Literarische Strategien und politische Ziele
Literaturwissenschaftlerin Kraume schreibt in ihrer Habilitation eine transatlantische Kulturgeschichte der Beziehungen zwischen Europa und Lateinamerika an der Schwelle vom 18. zum 19. Jahrhundert: Am Beispiel des aus der damaligen spanischen Kolonie Neuspanien (dem heutigen Mexiko) stammenden Dominikanermönchs fray Servando Teresa de Mier (1763-1827) zeigt sie, wie lateinamerikanische Schriftsteller in ihren Werken die politische und die literarische Unabhängigkeit ihrer Herkunftsländer vorbereitet haben. So entfachte fray Servando im Jahr 1794 einen nicht nur theologischen, sondern auch politischen Skandal, indem er in einer Predigt zwar indirekt, doch seiner Zuhörerschaft – darunter dem Vizekönig von Neuspanien – durchaus verständlich die Legitimität der spanischen Kolonialherrschaft anzweifelte. Zu zehn Jahren Haft in einem spanischen Kloster verbannt, der er mehrfach durch Flucht zu entkommen suchte, veröffentlichte er 1813 in London sein erstes großes Werk: eine geschichtswissenschaftliche Abhandlung über die zu diesem Zeitpunkt noch lange nicht erreichte Unabhängigkeit der Kolonie Neuspanien von Spanien. Die bewegte Zeit seines Exils in Europa wurde nach seiner Rückkehr in sein Heimatland zum Stoff eines zweiten Werkes, nämlich einer zwischen 1817 und 1820 verfassten Autobiographie. In ihrer Studie untersucht Kraume die literarischen Strategien, die er in diesen beiden Werken einsetzt, um sein politisches Anliegen, die Unabhängigkeit der Kolonie von Spanien, plausibel zu machen.

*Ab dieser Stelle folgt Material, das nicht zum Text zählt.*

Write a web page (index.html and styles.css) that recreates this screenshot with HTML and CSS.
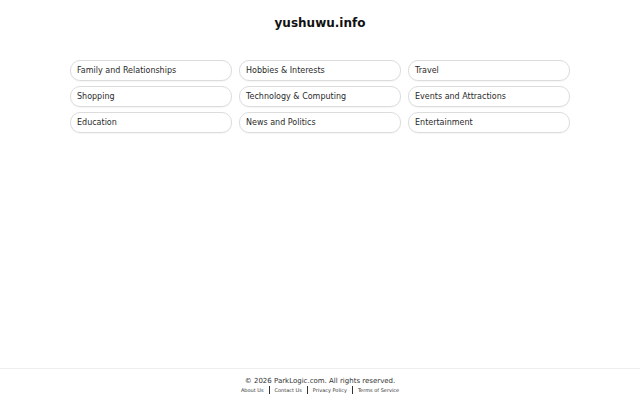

„In dem Fall von fray Servando ist besonders auffällig, dass er kanonische Gattungen wie die Historiographie – also Geschichtsschreibung – und die Autobiographie verändert, indem er sie an seine eigenen Zwecke anpasst und auf diese Weise gewissermaßen unterwandert“, führt Kraume aus. „Literarische Gattungen kann man insofern auch als kulturell eingebettete Infrastrukturen begreifen, die dazu dienen, bestimmte Inhalte formal abzusichern und einer breiten Leserschaft zu vermitteln“, fährt die Wissenschaftlerin fort, die auch an dem aktuellen Konstanzer Forschungsschwerpunkt zu Infrastrukturen beteiligt ist. „Diese Infrastrukturen haben, wie im Fall von fray Servando, häufig ein großes Transformationspotential – und das in einem doppelten Sinne: Sie werden einerseits beständig selbst verändert, dies geschieht andererseits aber auch mit dem Ziel, einen politischen und kulturellen Umbruch oder Wandel herbeizuführen.“

Die Literaturwissenschaftlerin interpretiert den Autor in mehrfachem Sinne als eine Grenzgängerfigur: Zeitpolitisch stehe er an der Schwelle zwischen Kolonialzeit und Unabhängigkeit; zudem bewege er sich zeitlebens über geografische Grenzen zwischen Lateinamerika und Europa hinweg und schließlich überschreite er eben auch Gattungsgrenzen, indem er kanonische Formen weiterentwickle. Ihrer Interpretation nach hat fray Servando mit seinem Werk deshalb nicht nur die politische Unabhängigkeit von der spanischen Krone vorbereitet, sondern gleichzeitig die literarische Unabhängigkeit Lateinamerikas von europäischen Vorbildern umgesetzt.

Über den Preis:
Der Preis des Deutschen Romanistenverbands (DRV) ist nach der Wiener Romanistin Elise Richter (1865–1943) benannt, der ersten Frau, die an der Universität Wien habilitiert wurde (1905). Sie wurde als Jüdin vom nationalsozialistischen Regime verfolgt und 1943 im Konzentrationslager Theresienstadt ermordet. Der Förderpreis wird alle zwei Jahre für herausragende Promotionen und Habilitationen verliehen, 2023 zum dreizehnten Mal.

Fakten:

  • Anne Kraume, Professorin für Romanische Literaturen an der Universität Konstanz, erhielt den Elise Richter-Preis des Deutschen Romanistenverbands (DRV) für ihre Habilitationsschrift „Literatur und Unabhängigkeit. Transatlantische Verflechtungen bei fray Servando Teresa de Mier (1763–1827)“.
  • Der mit 2000 Euro dotierte Preis wurde anlässlich des Deutschen Romanistentages an der Universität Leipzig am 24. September 2023 überreicht.
  • Das Buch „Literatur und Unabhängigkeit“ von Anne Kraume ist am 2. Oktober beim Verlag De Gruyter erschienen.